Enforceability and Legal Considerations

To determine whether a third party beneficiary clause is enforceable, courts generally examine:

  • The language of the contract: Clear and explicit identification of the third party is crucial.
  • The purpose of the agreement: Was it intended to directly benefit the third party?
  • State law: Some jurisdictions require specific language for a third party to have enforceable rights.

Courts are reluctant to recognize third-party rights unless the contract unequivocally indicates such intent. Without a clear clause, most third parties will be considered incidental beneficiaries and lack standing to sue.

Drafting Tips for Third Party Beneficiary Clauses

To effectively draft a third party beneficiary clause:

  • Be explicit: Clearly state whether third parties have rights—and if so, which parties and under what circumstances.
  • Use defined terms: Reference defined roles (e.g., "Lender," "Affiliate") to avoid ambiguity.
  • Limit unintended claims: Include language that explicitly disclaims rights to all other non-parties.
  • Address modification and waiver: Clarify whether the clause can be altered without the third party’s consent.

Including a well-drafted third party beneficiary clause reduces legal uncertainty and prevents disputes about enforcement rights.

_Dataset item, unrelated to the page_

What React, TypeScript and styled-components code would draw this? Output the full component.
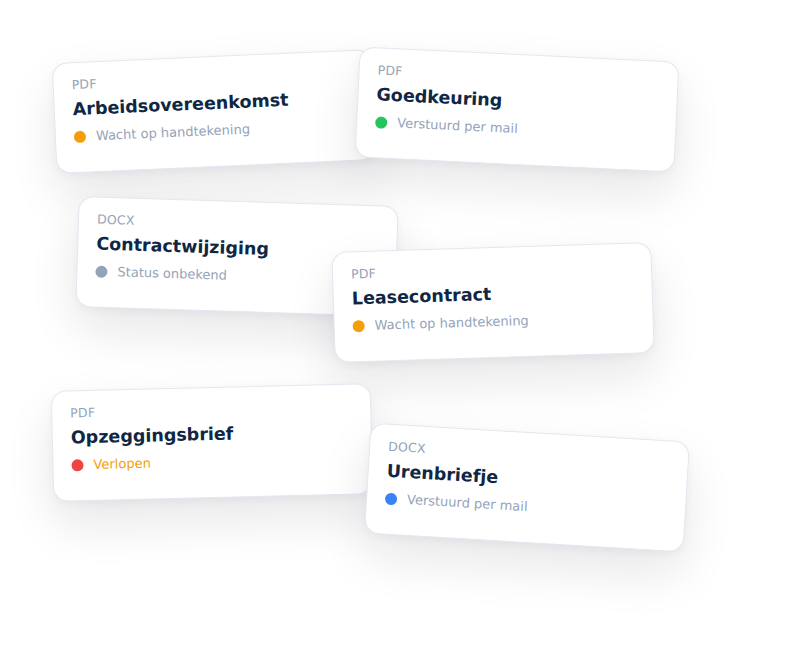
import React from 'react';
import styled, { createGlobalStyle } from 'styled-components';

const GlobalStyle = createGlobalStyle`
  html, body {
    margin: 0;
    padding: 0;
    background: #ffffff;
  }
  body {
    font-family: "DejaVu Sans", "Noto Sans", sans-serif;
  }
`;

type Status = 'pending' | 'mailed' | 'unknown' | 'expired' | 'mailedBlue';

const dotColors: Record<Status, string> = {
  pending: '#f59e0b',
  mailed: '#22c55e',
  unknown: '#94a3b8',
  expired: '#ef4444',
  mailedBlue: '#3b82f6',
};

type DocCard = {
  kind: string;
  title: string;
  status: string;
  state: Status;
  cx: number;
  cy: number;
  angle: number;
  warn?: boolean;
};

const CARD_W = 320;
const CARD_H = 111;

const docs: DocCard[] = [
  { kind: 'PDF', title: 'Arbeidsovereenkomst', status: 'Wacht op handtekening', state: 'pending', cx: 214, cy: 111, angle: -2.5 },
  { kind: 'PDF', title: 'Goedkeuring', status: 'Verstuurd per mail', state: 'mailed', cx: 517, cy: 109, angle: 2.7 },
  { kind: 'DOCX', title: 'Contractwijziging', status: 'Status onbekend', state: 'unknown', cx: 237, cy: 256, angle: 1.8 },
  { kind: 'PDF', title: 'Leasecontract', status: 'Wacht op handtekening', state: 'pending', cx: 493, cy: 302, angle: -1.8 },
  { kind: 'PDF', title: 'Opzeggingsbrief', status: 'Verlopen', state: 'expired', cx: 212, cy: 442, angle: -1.4, warn: true },
  { kind: 'DOCX', title: 'Urenbriefje', status: 'Verstuurd per mail', state: 'mailedBlue', cx: 527, cy: 487, angle: 3.4 },
];

const Board = styled.div`
  position: relative;
  width: 800px;
  height: 672px;
  overflow: hidden;
  background: #ffffff;
`;

const Card = styled.div<{ $x: number; $y: number; $angle: number }>`
  position: absolute;
  left: ${(p) => p.$x - CARD_W / 2}px;
  top: ${(p) => p.$y - CARD_H / 2}px;
  width: ${CARD_W}px;
  height: ${CARD_H}px;
  box-sizing: border-box;
  padding: 14px 18px;
  background: #ffffff;
  border: 1px solid #e2e8f0;
  border-radius: 15px;
  box-shadow: 0 22px 48px rgba(15, 23, 42, 0.1), 0 3px 8px rgba(15, 23, 42, 0.04);
  transform: rotate(${(p) => p.$angle}deg);
  display: flex;
  flex-direction: column;
`;

const Kind = styled.div`
  font-size: 12.5px;
  color: #94a3b8;
  letter-spacing: 0.2px;
`;

const Title = styled.div`
  margin-top: 7px;
  font-size: 17.5px;
  font-weight: 700;
  color: #0f2744;
`;

const StatusRow = styled.div`
  margin-top: 10px;
  display: flex;
  align-items: center;
  gap: 10px;
`;

const Dot = styled.span<{ $state: Status }>`
  width: 12px;
  height: 12px;
  border-radius: 50%;
  flex: none;
  background: ${(p) => dotColors[p.$state]};
`;

const StatusText = styled.span<{ $warn?: boolean }>`
  font-size: 13px;
  color: ${(p) => (p.$warn ? '#f59e0b' : '#94a3b8')};
`;

export default function App() {
  return (
    <>
      <GlobalStyle />
      <Board>
        {docs.map((d) => (
          <Card key={d.title} $x={d.cx} $y={d.cy} $angle={d.angle}>
            <Kind>{d.kind}</Kind>
            <Title>{d.title}</Title>
            <StatusRow>
              <Dot $state={d.state} />
              <StatusText $warn={d.warn}>{d.status}</StatusText>
            </StatusRow>
          </Card>
        ))}
      </Board>
    </>
  );
}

Frequently Asked Questions

  1. What is the purpose of a third party beneficiary clause?
    It defines whether someone not named in a contract can legally enforce its terms.
  2. Can a third party sue under a contract without a third party beneficiary clause?
    Only if they are considered an "intended beneficiary" under contract law. A clear clause strengthens their legal standing.
  3. Are all beneficiaries entitled to enforce a contract?
    No. Only intended beneficiaries—not incidental ones—have enforceable rights under most jurisdictions.
  4. Can the parties to a contract remove or change a third party’s rights?
    Yes, unless the contract restricts such changes or the rights have already vested.
  5. What language should be included in a third party beneficiary clause?
    Clearly identify the beneficiary and state whether they have rights, enforcement power, or are excluded altogether.